Juri Imeri ha chiesto e ottenuto i soldi elargiti dall'Inps per la sua attività con partita Iva. Il Carroccio lo sta difendendo: "Giù le mani dagli amministratori locali". Ma è giallo sul suo reddito: per le opposizioni avrebbe praticamente cessato il lavoro da consulente, mentre a IlFattoQuotidiano.it il sindaco ha spiegato: "Non è così, ecco perché"
Il “mai più ricandidati” nelle liste della Lega non vale per il sindaco di Treviglio, Juri Imeri. Anche il numero uno dell’amministrazione che guida la città da 30mila abitanti in provincia di Bergamo ha chiesto e ottenuto il bonus da 600 euro messo a punto dal governo per partite Iva e autonomi per i mesi di marzo e aprile. Ma Lega, a differenza di quanto fatto coi deputati Elena Murelli e Andrea Dara, che sono stati sospesi, ha già fatto quadrato intorno al proprio esponente: Imeri è un amministratore locale, nulla ha a che vedere con parlamentari o consiglieri regionali che portano a casa, ogni mese, stipendi da cinque cifre.
Eppure nella cittadina della Bergamasca non si parla d’altro. Le opposizioni, con Pd, liste civiche e M5s hanno firmato un documento comune per condannare il gesto del sindaco (Italia viva, con Stefano Sonzogni, si è smarcata sostenendo che un primo cittadino “deve essere valutato per l’operato”). “Non si può far finta di nulla, la sua scelta è stata inopportuna“, sono le parole di Erik Molteni del Partito democratico, “ci sono state persone che hanno faticato veramente, persone a reddito zero. Il caso del sindaco è molto diverso, per questo valuteremo azioni in via ufficiale quando torneremo in Consiglio comunale a settembre”. Le opposizioni, in particolare, puntano sulla situazione reddituale di Imeri. Come primo cittadino di Treviglio, infatti, incassa un’indennità da 3.346 euro lordi al mese. Sul sito del Comune, nel documento sul suo stato patrimoniale relativo al 2018, il sindaco dichiara di avere un “reddito complessivo pari a 43.962 euro“. Imeri, al di là dell’attività da sindaco, si occupa dal 2011 (stando al suo curriculum vitae) di “incarichi di prevenzione e protezione” sui luoghi di lavoro in qualità di “consulente con partita Iva“. Per questo Imeri – o meglio, il suo commercialista – avrebbe fatto domanda per il bonus da 600 euro “nella consapevolezza dei gravi danni che il lockdown avrebbe comportato alla mia attività”.
Ma per Molteni e le minoranze non ci sono dubbi: “Se all’anno dichiara quasi 44mila euro, e da sindaco guadagna più di 3300 euro al mese, con la sua attività da consulente già a partire dal 2018 porta a casa meno di 4mila euro“. Insomma, è il ragionamento, la sua entrata principale è quella da amministratore e quella da partita Iva risulta, sostanzialmente, irrilevante.
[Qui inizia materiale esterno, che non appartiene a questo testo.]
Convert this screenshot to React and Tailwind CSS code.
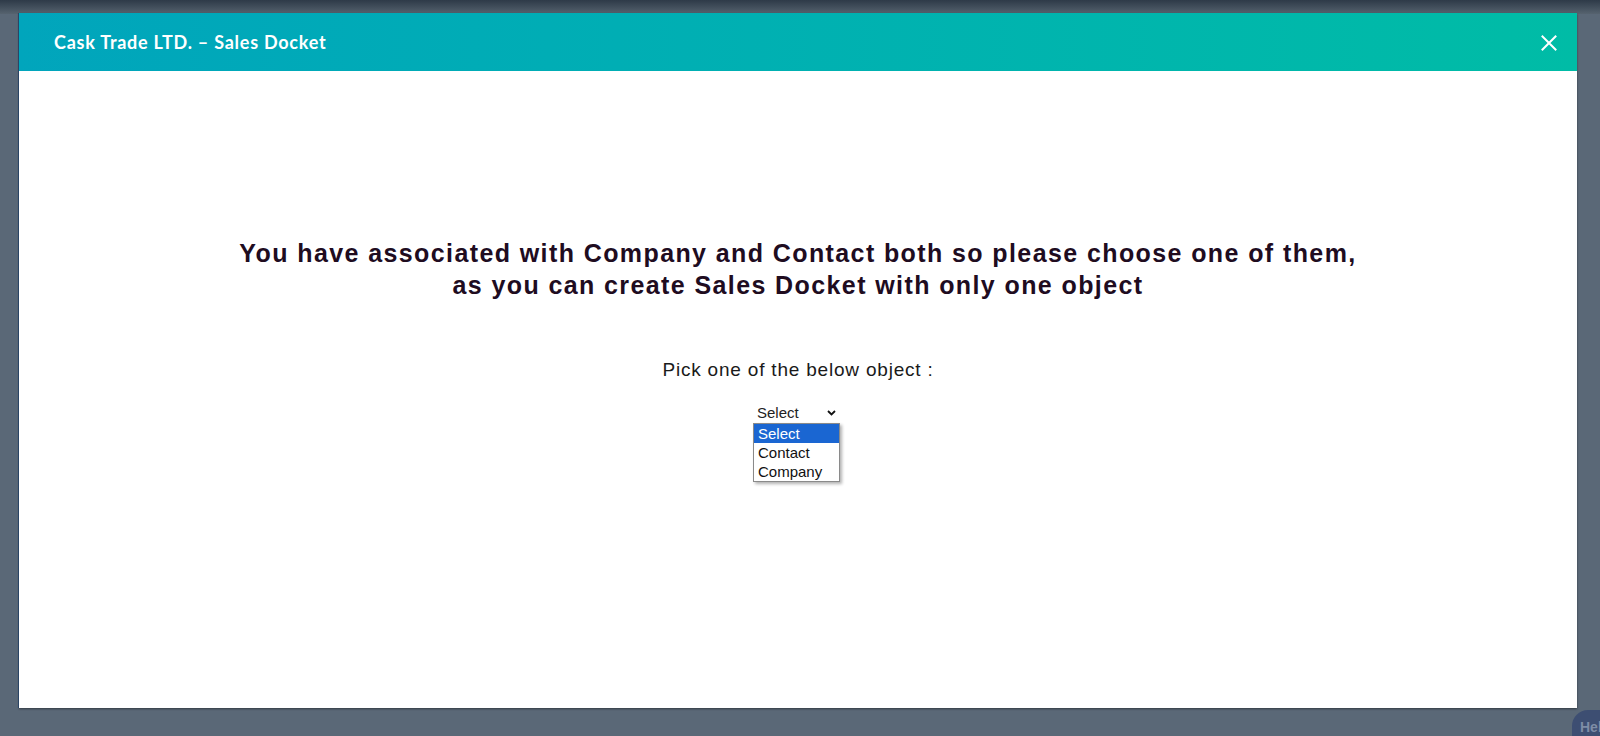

Raggiunto al telefono in quella che definisce “una vacanza rovinata”, Imeri rispedisce indietro le accuse e, anzi, attacca: “Mi auguro che escano gli elenchi con tutti i politici. Così quando usciranno i nomi di quelli del Pd faremo loro le pulci. Io non sono un bugiardo, ho sempre detto la verità. Ora sono finito nel tritacarne solo perché, tra i tanti, è uscito il mio nome”. Secondo il sindaco è “una follia” che “chi ricopre un incarico pubblico non possa avere anche un ruolo privato. Sono stato vittima di un attacco vergognoso, e le opposizioni ne risponderanno”. Per Imeri, infatti, l’accusa sulla sua attività di consulente è una fake news: “Il mio reddito relativo al 2018”, precisa, “è di poco più di 43mila euro così ripartiti: 29mila euro da sindaco e 14mila con la mia attività con partita Iva. Questi sono tutti importi netti“. Quindi, stando alla sua spiegazione, i 43.962 euro denunciati lo scorso anno, con relativo documento pubblicato sul sito del Comune, sarebbero al netto delle tasse (“14mila euro di imposte e 4mila euro di Inps”, aggiunge). Il che, se fosse corretto, limiterebbe la critica delle opposizioni. Ma, nella vicenda del bonus, forse cambierebbe ulteriormente le cose. Perché il quesito resterebbe: è opportuno chiedere i 600 euro quando si guadagnano, a questo punto, quasi 44mila euro netti all’anno?